A troça de Bolsonaro fala por si mesma, mas, para não deixar margem a dúvida, Franco sintetizou o seu real significado no artigo: “A visita-comício na Ceagesp serviu como um marco para assinalar o rompimento público entre o projeto político de Jair Bolsonaro com sua política econômica, declaradamente de livre mercado, uma junção tensa, às vezes descrita como um casamento arranjado”.

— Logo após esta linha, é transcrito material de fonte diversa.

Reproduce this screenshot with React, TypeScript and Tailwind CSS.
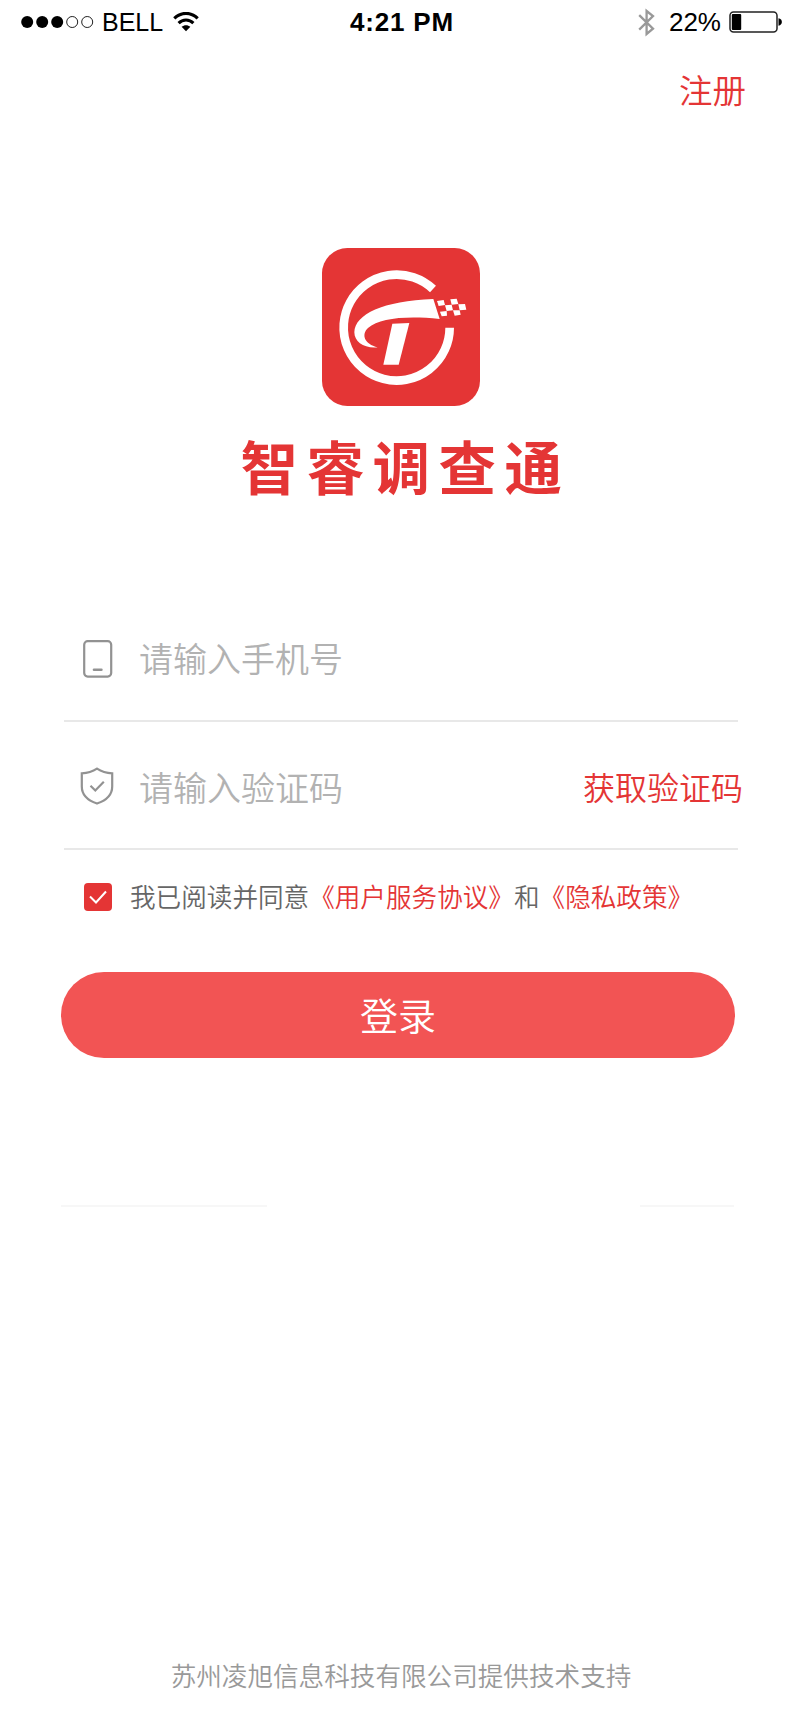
import { useState } from "react";

const SignalDots = () => (
  <svg width="73" height="14" viewBox="0 0 73 14">
    {[6.2, 21.2, 36.2].map((cx) => (
      <circle key={cx} cx={cx} cy="7" r="6" fill="#000" />
    ))}
    {[51.2, 66.2].map((cx) => (
      <circle key={cx} cx={cx} cy="7" r="5.5" fill="none" stroke="#222" strokeWidth="1" />
    ))}
  </svg>
);

const WifiIcon = () => (
  <svg width="26" height="20" viewBox="0 0 26 20" fill="none" stroke="#000" strokeWidth="3.1">
    <path d="M1.3 6.4C8 -0.3 18 -0.3 24.7 6.4" />
    <path d="M5.6 11.1C9.8 7 16.2 7 20.4 11.1" />
    <path d="M13 19.2L8.6 14.8C11.2 12.6 14.8 12.6 17.4 14.8Z" fill="#000" stroke="none" />
  </svg>
);

const BluetoothIcon = () => (
  <svg width="17" height="29" viewBox="0 0 17 29" fill="none" stroke="#999" strokeWidth="2.3">
    <path d="M1.2 7.2L15 20.6L8.6 26V3L15 8.2L1.2 21.6" />
  </svg>
);

const BatteryIcon = () => (
  <svg width="54" height="22" viewBox="0 0 54 22">
    <rect x="1" y="1" width="47" height="20" rx="3.5" fill="none" stroke="#222" strokeWidth="1.5" />
    <rect x="2.8" y="3" width="9.4" height="16" rx="1" fill="#000" />
    <path d="M49.5 7.3C54 8 54 14 49.5 14.7Z" fill="#000" />
  </svg>
);

const Logo = () => (
  <svg width="158" height="158" viewBox="37 40 474 474" fill="#fff">
    <rect x="37" y="40" width="474" height="474" rx="76" fill="#e43535" />
    <path d="M370 163A159 159 0 1 0 420 279" fill="none" stroke="#fff" strokeWidth="26" />
    <path d="M371 193L390 253C290 243 210 250 175 280C154 300 164 328 204 338C164 342 134 322 134 293C136 238 220 199 371 193Z" />
    <path d="M248 267L299 265L267 390H221Z" />
    <path d="M382 199L402 196L406 211L387 214Z" />
    <path d="M422 194L441 192L446 208L426 210Z" />
    <path d="M406 212L426 210L430 227L411 229Z" />
    <path d="M446 209L466 208L470 225L450 227Z" />
    <path d="M391 231L411 229L412 243L396 245Z" />
    <path d="M430 227L450 227L453 240L435 243Z" />
  </svg>
);

const PhoneIcon = () => (
  <svg width="30" height="38" viewBox="0 0 30 38" fill="none" stroke="#929292" strokeWidth="2.2">
    <rect x="1.2" y="1.2" width="27" height="35.4" rx="3.5" />
    <path d="M11 29.8H18.4" strokeWidth="2.6" strokeLinecap="round" />
  </svg>
);

const ShieldIcon = () => (
  <svg width="34" height="38" viewBox="0 0 34 38" fill="none" stroke="#929292" strokeWidth="2.2">
    <path d="M17 1.6C12.5 4.5 7.5 6 1.8 6.3V19.5C1.8 27.5 8 33.5 17 36.5C26 33.5 32.2 27.5 32.2 19.5V6.3C26.5 6 21.5 4.5 17 1.6Z" />
    <path d="M10.5 18.8L15.3 23.5L23.8 14.8" />
  </svg>
);

export default function App() {
  const [phone, setPhone] = useState("");
  const [code, setCode] = useState("");
  const [agreed, setAgreed] = useState(true);

  return (
    <div className="flex h-[1724px] w-[800px] flex-col bg-white font-['Noto_Sans_CJK_SC',sans-serif] font-[350] text-[#e43535]">
      <header className="grid h-11 grid-cols-3 items-center pl-[21px] pr-[17px] font-['Liberation_Sans',sans-serif] text-[26px] font-normal leading-none text-black">
        <div className="flex items-center">
          <SignalDots />
          <span className="ml-2 text-[25px]">BELL</span>
          <span className="ml-2.5">
            <WifiIcon />
          </span>
        </div>
        <div className="text-center text-[26px] font-bold tracking-[0.8px]">4:21 PM</div>
        <div className="flex items-center justify-end">
          <BluetoothIcon />
          <span className="ml-3.5 mr-2">22%</span>
          <BatteryIcon />
        </div>
      </header>

      <div className="flex h-[94px] justify-end pr-[54px] pt-[21px]">
        <button className="h-12 text-[33.5px] leading-[48px]">注册</button>
      </div>

      <div className="mt-[110px] flex flex-col items-center pl-[2px]">
        <Logo />
        <h1 className="mt-[19px] h-20 pl-[9px] text-[57.5px] font-bold leading-[80px] tracking-[8.5px]">
          智睿调查通
        </h1>
      </div>

      <form className="mt-[92px] flex flex-col pl-16 pr-[62px]" onSubmit={(e) => e.preventDefault()}>
        <label className="flex h-[125px] items-center border-b-2 border-[#e8e8e8] pl-[19px]">
          <PhoneIcon />
          <input
            className="-mt-0.5 ml-[26px] h-14 w-[400px] text-[34px] outline-none placeholder:text-[#b2b2b2]"
            placeholder="请输入手机号"
            value={phone}
            onChange={(e) => setPhone(e.target.value)}
          />
        </label>
        <div className="flex h-32 items-center border-b-2 border-[#e8e8e8] pl-4 pt-0.5">
          <ShieldIcon />
          <input
            className="ml-[25px] h-14 w-[400px] text-[34px] outline-none placeholder:text-[#b2b2b2]"
            placeholder="请输入验证码"
            value={code}
            onChange={(e) => setCode(e.target.value)}
          />
          <button type="button" className="-mr-[5px] ml-auto whitespace-nowrap text-[32px]">
            获取验证码
          </button>
        </div>

        <div className="flex h-[94px] items-center pl-5 text-[25.6px] text-[#666]">
          <button
            type="button"
            className="flex size-7 items-center justify-center rounded bg-[#e43535]"
            onClick={() => setAgreed(!agreed)}
          >
            {agreed && (
              <svg width="20" height="16" viewBox="0 0 20 16" fill="none" stroke="#fff" strokeWidth="2">
                <path d="M2 7.5L8 13.5L18 2.5" />
              </svg>
            )}
          </button>
          <p className="-mt-px ml-[18px] whitespace-nowrap">
            我已阅读并同意<span className="text-[#e43535]">《用户服务协议》</span>和
            <span className="text-[#e43535]">《隐私政策》</span>
          </p>
        </div>

        <button className="-ml-[3px] mt-7 h-[86px] w-[674px] rounded-full bg-[#f25454] text-[38px] leading-none text-white">
          <span className="block -mt-0.5">登录</span>
        </button>
      </form>

      <div className="mt-[147px] flex justify-between pl-[61px] pr-[66px]">
        <div className="h-0.5 w-[206px] bg-[#f7f7f7]" />
        <div className="h-0.5 w-[94px] bg-[#f7f7f7]" />
      </div>

      <footer className="mb-[29px] mt-auto pl-0.5 text-center text-[25.6px] leading-10 text-[#999]">
        苏州凌旭信息科技有限公司提供技术支持
      </footer>
    </div>
  );
}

Apesar das divergências com Bolsonaro, boa parte da ala liberal que o apoiou em 2018 vinha relativizando os seus pecados até agora. Mas, diante da sucessão de transgressões às crenças do grupo nos últimos tempos, o divórcio dos liberais com Bolsonaro talvez esteja mais próximo do que se poderia imaginar algum tempo atrás e deverá afetar a correlação de forças nas eleições de 2022 e reforçar a busca por uma alternativa política para a disputa.

Polarização política

Salim Mattar, por exemplo, que chegou a ser sondado como candidato do Novo à Presidência em 2018, tem confidenciado a interlocutores do partido que estaria disposto a participar do pleito se houver um posicionamento independente da legenda, que fuja da polarização política entre Bolsonaro e o PT.

“Hoje, não tenho mais confiança na fidelidade de Bolsonaro à agenda liberal”, diz Lucas Berlanza, presidente do Instituto Liberal, uma organização voltada para a difusão das ideias liberais no País. “Imaginava que, para mim, o ponto máximo de decepção com Bolsonaro seria a saída do Paulo Guedes, mas isso não foi necessário para eu chegar lá. Muitos liberais se decepcionarem com o presidente  sem a necessidade de o ministro sair.”

Como líder dos liberais no governo, Paulo Guedes, provavelmente, vai “apagar a luz”. A questão, agora, pelo que se pode observar, não é tanto saber “se” ele vai deixar o governo, mas “quando” o fará. Se a guinada nacional-desenvolvimentista e intervencionista de Bolsonaro se confirmar, o risco de Guedes esticar a sua permanência no cargo e continuar a “engolir sapos” do presidente é ele estar à frente de um exército de um homem só – ele próprio.